Her funeral home’s Facebook Page has more than 850 followers – roughly 10 percent of the town of Ballston Lake’s population of 8,700. The funeral home currently serves families in Ballston Lake, Burnt Hills, Clifton Park, Jonesville and Glenville.

She’s received numerous inquiries about funeral services, an immediate need call for service and a request about transferring funeral prearrangements to her funeral home - all via Facebook Messenger.

People are interacting with her funeral home Social Media posts - she reached more than 400 individuals with a photo of her funeral home’s illuminated Nativity holiday decoration.

In her Facebook page’s public reviews, a family member describes the call to Kathleen after the death of a loved one as “the last phone call we had to make.”

They’ve described feeling confident that “everything would be taken care of professionally and compassionately.”

Another described their experience after a death saying “No pressure just good information and assistance. I'm at the time in my life were I have to have her on speed dial.”

The firm is rated by customers with five stars out of a possible five stars.

“I really see the value that Social Media has brought to my business … it’s been proven to be effective,” Kathleen said.


Kathleen purchased the funeral home after meeting with Harold Townley during an OSHA training event coordinated by the New York State Funeral Directors Association.
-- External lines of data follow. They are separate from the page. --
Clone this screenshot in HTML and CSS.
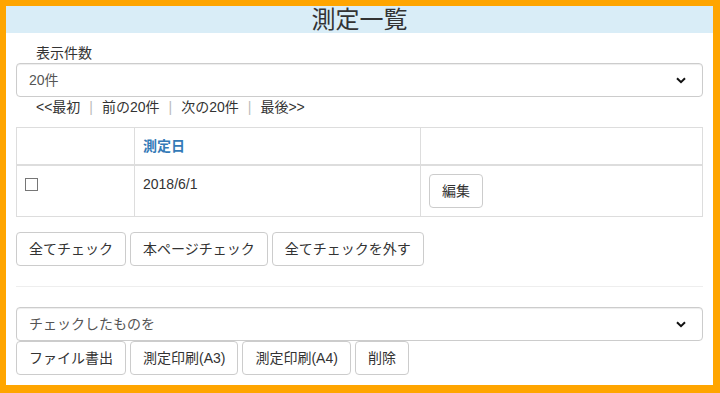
FILE: index.html
```html
<!doctype html>
<html>
<head>
	<meta charset="utf-8">
	<title>測定一覧</title>
	<link rel="stylesheet" href="styles.css">
</head>
<body>
	<div class="page">
		<!-- タイトル -->
		<h1 class="title">測定一覧</h1>

		<!-- 表示件数 -->
		<label class="label">表示件数</label>
		<div class="select-box">
			<select class="form-control">
				<option>20件</option>
				<option>50件</option>
				<option>100件</option>
			</select>
			<svg class="caret" width="10" height="7" viewBox="0 0 10 7"><path d="M1 1.2 5 5.2 9 1.2" fill="none" stroke="#111" stroke-width="2"/></svg>
		</div>

		<!-- ページ送り -->
		<div class="pager">
			<a>&lt;&lt;最初</a><span class="sep">|</span><a>前の20件</a><span class="sep">|</span><a>次の20件</a><span class="sep">|</span><a>最後&gt;&gt;</a>
		</div>

		<!-- 一覧 -->
		<table class="list">
			<thead>
				<tr>
					<th class="col-check"></th>
					<th class="col-date">測定日</th>
					<th></th>
				</tr>
			</thead>
			<tbody>
				<tr>
					<td><input type="checkbox" class="check"></td>
					<td>2018/6/1</td>
					<td><button class="btn">編集</button></td>
				</tr>
			</tbody>
		</table>

		<div class="btn-row check-row">
			<button class="btn">全てチェック</button>
			<button class="btn">本ページチェック</button>
			<button class="btn">全てチェックを外す</button>
		</div>

		<hr class="line">

		<!-- 一括操作 -->
		<div class="select-box">
			<select class="form-control">
				<option>チェックしたものを</option>
			</select>
			<svg class="caret" width="10" height="7" viewBox="0 0 10 7"><path d="M1 1.2 5 5.2 9 1.2" fill="none" stroke="#111" stroke-width="2"/></svg>
		</div>
		<div class="btn-row">
			<button class="btn">ファイル書出</button>
			<button class="btn">測定印刷(A3)</button>
			<button class="btn">測定印刷(A4)</button>
			<button class="btn">削除</button>
		</div>
	</div>
</body>
</html>
```

FILE: styles.css
```css
html,body{margin:0;padding:0;}
body{
	background-color:#ffa500;
	font-family:"Liberation Sans","Noto Sans CJK JP",sans-serif;
	font-size:14px;
	line-height:20px;
	color:#333;
}
/* 白い枠 */
.page{
	background-color:#fff;
	margin:6px 7px 8px 6px;
	padding:0 10px 10px;
}
/* タイトル */
.title{
	margin:0 -10px;
	height:27px;
	line-height:27px;
	background-color:#d9edf7;
	text-align:center;
	font-size:24px;
	font-weight:normal;
	color:#333;
}
.label{
	display:block;
	margin-top:10px;
	padding-left:20px;
}
/* セレクト */
.select-box{
	position:relative;
}
.form-control{
	display:block;
	width:100%;
	height:34px;
	padding:6px 12px;
	font-family:inherit;
	font-size:14px;
	color:#555;
	background-color:#fff;
	border:1px solid #ccc;
	border-radius:4px;
	box-shadow:inset 0 1px 1px rgba(0,0,0,.075);
	-webkit-appearance:none;
	appearance:none;
	margin:0;
}
.caret{
	position:absolute;
	right:17px;
	top:14px;
	pointer-events:none;
}
/* ページ送り */
.pager{
	padding-left:20px;
	height:20px;
}
.pager a{color:#333;}
.pager .sep{
	color:#bbb;
	padding:0 9px;
}
/* 一覧 */
.list{
	width:100%;
	margin-top:10px;
	border-collapse:collapse;
	border:1px solid #ddd;
}
.list th,.list td{
	border:1px solid #ddd;
	padding:8px;
	text-align:left;
	vertical-align:top;
}
.list th{
	color:#337ab7;
	font-weight:bold;
	border-bottom-width:2px;
	height:20px;
}
.col-check{width:101px;}
.col-date{width:269px;}
.check{
	-webkit-appearance:none;
	appearance:none;
	width:13px;
	height:13px;
	margin:4px 0 0;
	border:1px solid #767676;
	border-radius:0;
	display:block;
}
/* ボタン */
.btn{
	display:inline-block;
	height:34px;
	padding:6px 12px;
	font-family:inherit;
	font-size:14px;
	line-height:20px;
	color:#333;
	background-color:#fff;
	border:1px solid #ccc;
	border-radius:4px;
	margin:0;
}
.btn-row{
	display:flex;
	gap:4px;
}
.check-row{margin-top:15px;}
.line{
	margin:20px 0;
	border:0;
	border-top:1px solid #eee;
}
```
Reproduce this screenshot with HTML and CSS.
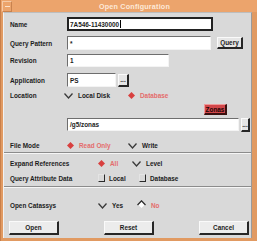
FILE: index.html
```html
<!DOCTYPE html>
<html>
<head>
<meta charset="utf-8">
<link rel="stylesheet" href="styles.css">
</head>
<body>
<div class="win">
  <div class="titlebar">
    <div class="tb-btn"><span class="tb-dash"></span></div>
    <div class="title">Open Configuration</div>
  </div>
  <div class="panel">
    <div class="row r-name">
      <span class="lbl">Name</span>
      <div class="field f-name focus">7A546-11430000<span class="caret"></span></div>
    </div>
    <div class="row r-query">
      <span class="lbl">Query Pattern</span>
      <div class="field f-query">*</div>
      <button class="btn btn-query">Query</button>
    </div>
    <div class="row r-rev">
      <span class="lbl">Revision</span>
      <div class="field f-rev">1</div>
    </div>
    <div class="row r-app">
      <span class="lbl">Application</span>
      <div class="field f-app">PS</div>
      <button class="btn btn-dots">...</button>
    </div>
    <div class="row r-loc">
      <span class="lbl">Location</span>
      <div class="opts opts-loc">
        <span class="opt w-loc"><svg class="ind v" viewBox="0 0 9 6"><polyline points="0.5,0.5 4.5,5 8.5,0.5"/></svg>Local Disk</span>
        <span class="opt on"><svg class="ind dia" viewBox="0 0 7 7"><polygon points="3.5,0 7,3.5 3.5,7 0,3.5"/></svg>Database</span>
      </div>
    </div>
    <div class="row r-zonas">
      <button class="btn btn-zonas">Zonas</button>
    </div>
    <div class="row r-path">
      <span class="lbl"></span>
      <div class="field f-path">/g5/zonas</div>
      <button class="btn btn-dots2">...</button>
    </div>
    <div class="row r-mode">
      <span class="lbl">File Mode</span>
      <div class="opts opts-mode">
        <span class="opt on w-mode"><svg class="ind dia" viewBox="0 0 7 7"><polygon points="3.5,0 7,3.5 3.5,7 0,3.5"/></svg>Read Only</span>
        <span class="opt"><svg class="ind v" viewBox="0 0 9 6"><polyline points="0.5,0.5 4.5,5 8.5,0.5"/></svg>Write</span>
      </div>
    </div>
    <div class="sep"></div>
    <div class="row r-exp">
      <span class="lbl lbl-wide">Expand References</span>
      <div class="opts">
        <span class="opt on w-exp"><svg class="ind dia" viewBox="0 0 7 7"><polygon points="3.5,0 7,3.5 3.5,7 0,3.5"/></svg>All</span>
        <span class="opt"><svg class="ind v" viewBox="0 0 9 6"><polyline points="0.5,0.5 4.5,5 8.5,0.5"/></svg>Level</span>
      </div>
    </div>
    <div class="row r-qad">
      <span class="lbl lbl-wide">Query Attribute Data</span>
      <div class="opts">
        <span class="opt w-qad"><span class="cb"></span>Local</span>
        <span class="opt"><span class="cb"></span>Database</span>
      </div>
    </div>
    <div class="sep sep2"></div>
    <div class="row r-cat">
      <span class="lbl lbl-wide">Open Catassys</span>
      <div class="opts">
        <span class="opt w-cat"><svg class="ind v" viewBox="0 0 9 6"><polyline points="0.5,0.5 4.5,5 8.5,0.5"/></svg>Yes</span>
        <span class="opt on"><svg class="ind up" viewBox="0 0 9 8"><polygon class="wd" points="4.5,2 7.5,5 4.5,8 1.5,5"/><polyline points="0.5,5 4.5,0.8 8.5,5"/></svg>No</span>
      </div>
    </div>
    <div class="btnrow">
      <button class="btn big">Open</button>
      <button class="btn big">Reset</button>
      <button class="btn big">Cancel</button>
    </div>
  </div>
</div>
</body>
</html>
```
FILE: styles.css
```css
html, body {
  margin: 0;
  padding: 0;
  background: #e39c64;
}
body {
  font-family: "Liberation Sans", Arial, sans-serif;
  font-weight: bold;
  font-size: 6.4px;
  color: #1c1c1c;
}
.win {
  width: 257px;
  height: 241px;
  background: #e19a62;
  border-left: 1px solid #c97f4a;
  box-sizing: border-box;
  display: flex;
  flex-direction: column;
}
.titlebar {
  height: 12px;
  display: flex;
  align-items: center;
  background: #eca46c;
}
.tb-btn {
  width: 8px;
  height: 9px;
  margin-left: 1px;
  border: 1px solid #f6caa6;
  border-right-color: #c8824e;
  border-bottom-color: #c8824e;
  display: flex;
  align-items: center;
  justify-content: center;
}
.tb-dash {
  width: 5px;
  height: 1px;
  background: #fbe2cc;
}
.title {
  flex: 1;
  text-align: center;
  color: #fde9d8;
  font-size: 7.2px;
  letter-spacing: 0.2px;
}
.panel {
  flex: 1;
  margin: 0 5px 3px 2px;
  background: #d9d9d9;
  border-left: 1px solid #f2f2f2;
  border-top: 1px solid #bdbdbd;
  border-right: 1px solid #9a9a9a;
  padding: 4px 0 3px 0;
  display: flex;
  flex-direction: column;
}
.row {
  display: flex;
  align-items: center;
  padding-left: 6px;
}
.lbl {
  width: 57px;
  flex: none;
}
.lbl-wide {
  width: 88px;
}
.field {
  background: #ffffff;
  border: 1px solid #f4f4f4;
  border-top-color: #6e6e6e;
  border-left-color: #6e6e6e;
  box-sizing: border-box;
  padding-left: 2px;
  display: flex;
  align-items: center;
  height: 100%;
}
.field.focus {
  border: 2px solid #222;
  padding-left: 1px;
}
.caret {
  width: 1px;
  height: 8px;
  background: #000;
  margin-left: 0.5px;
}
.r-name { height: 14px; }
.f-name { width: 146px; }
.r-query { height: 14px; margin-top: 5px; }
.f-query { width: 144px; }
.r-rev { height: 13px; margin-top: 4px; }
.f-rev { width: 102px; }
.r-app { height: 14px; margin-top: 6px; }
.f-app { width: 49px; }
.r-loc { height: 12px; margin-top: 2px; }
.r-zonas { height: 11px; margin-top: 3px; }
.r-path { height: 13px; margin-top: 3px; }
.f-path { width: 172px; }
.r-mode { height: 12px; margin-top: 8px; }
.r-exp { height: 12px; margin-top: 3px; }
.r-qad { height: 12px; margin-top: 3px; }
.r-cat { height: 12px; margin-top: 11px; }

.btn {
  font-family: inherit;
  font-weight: bold;
  font-size: 6.4px;
  color: #1c1c1c;
  background: #e6e6e6;
  border: 1px solid #fafafa;
  border-right: 2px solid #262626;
  border-bottom: 2px solid #262626;
  padding: 0;
  margin: 0;
  box-sizing: border-box;
  display: flex;
  align-items: center;
  justify-content: center;
}
.btn-query {
  width: 26px;
  height: 12px;
  margin-left: 6px;
}
.btn-dots {
  width: 11px;
  height: 13px;
  margin-left: 2px;
  align-items: flex-end;
  padding-bottom: 2px;
}
.btn-dots2 {
  width: 9px;
  height: 14px;
  margin-left: 2px;
  align-items: flex-end;
  padding-bottom: 2px;
}
.btn-zonas {
  width: 23px;
  height: 11px;
  margin-left: 194px;
  background: #d2474a;
  border-color: #ef9a9a;
  border-right-color: #3a1010;
  border-bottom-color: #3a1010;
  color: #1a0505;
}
.opts {
  display: flex;
  align-items: center;
}
.opts-loc { margin-left: -3px; }
.opt {
  display: flex;
  align-items: center;
  white-space: nowrap;
}
.opt.on { color: #e46c6c; }
.w-loc { width: 64px; }
.w-mode { width: 61px; }
.w-exp { width: 34px; }
.w-qad { width: 41px; }
.w-cat { width: 39px; }
.ind {
  flex: none;
  margin-right: 5px;
}
.ind.v {
  width: 9px;
  height: 6px;
  fill: none;
  stroke: #3a3a3a;
  stroke-width: 1.3;
  margin-top: 2px;
}
.ind.dia {
  width: 7px;
  height: 7px;
  fill: #d8403f;
}
.ind.up {
  width: 9px;
  height: 8px;
  fill: none;
  stroke: #2a2a2a;
  stroke-width: 1.2;
  margin-top: -2px;
}
.ind.up .wd {
  fill: #ffffff;
  stroke: none;
}
.cb {
  width: 5px;
  height: 6px;
  border-right: 1px solid #2a2a2a;
  border-bottom: 1px solid #2a2a2a;
  border-top: 1px solid #e4e4e4;
  border-left: 1px solid #e4e4e4;
  margin-right: 4px;
  flex: none;
}
.sep {
  height: 1px;
  background: #8c8c8c;
  border-bottom: 1px solid #f6f6f6;
  margin-top: 1px;
}
.sep2 { margin-top: 2px; }
.btnrow {
  height: 14px;
  margin-top: 10px;
  display: flex;
  justify-content: space-between;
  padding: 0 2px 0 5px;
}
.btn.big {
  width: 50px;
  height: 14px;
  background: #ececec;
}
```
She learned the Townleys were looking to retire. She was looking for a change.

“It was divine intervention,” Kathleen said.

Kathleen made some changes to the decades-old funeral home building not long after she arrived.

These include expanding the size of the main viewing room and brightening up the atmosphere.

Family members are now greeted with the aroma of essential oils when they enter as opposed to the often-experienced scent of over-abundant flowers.

And family members now meet with her to arrange services in a window-filled arrangement room with views of her bird feeder in the window – a “subtle reminder,” she said, of life continuing outside.

“It creates a sense of peace and calming. It’s a sanctuary where they can make decisions,” Kathleen said.

Family members aren’t walked through a library of caskets and urns, either. Instead, they get to view ideas for their loved one’s funeral service on a large, flat screen television.

A local craftsman who makes cremation urns for Kathleen built a display stand to help highlight the urns during services.

The handmade display case, made of solid black walnut, directs light upwards through an opaque glass base, channeling the focus to the person being memorialized.


Kathleen is planning more upgrades. She’s expecting to break ground on a new front porch in the spring, and she envisions further expansion for the funeral home’s chapel, and then the office.

A more immediate consideration will be arranging to provide more comfort to family members she serves – with the introduction of foods and beverages to be allowed in New York in mid-January of 2017.

In her experience, foods and beverages “go hand in hand with any social gathering.”

Being a mom of three children while operating a funeral home keeps Kathleen busy, but she’s making time for one of her hobbies – running. She brings her Italian heritage to her kitchen and enjoys traveling and family activities.

As business continues, she’ll be keeping her eye on one of her biggest competitors, in a sense – herself.

“I'm outdoing myself each time. My mind doesn't quit, I’m always looking for ways to one-up myself.”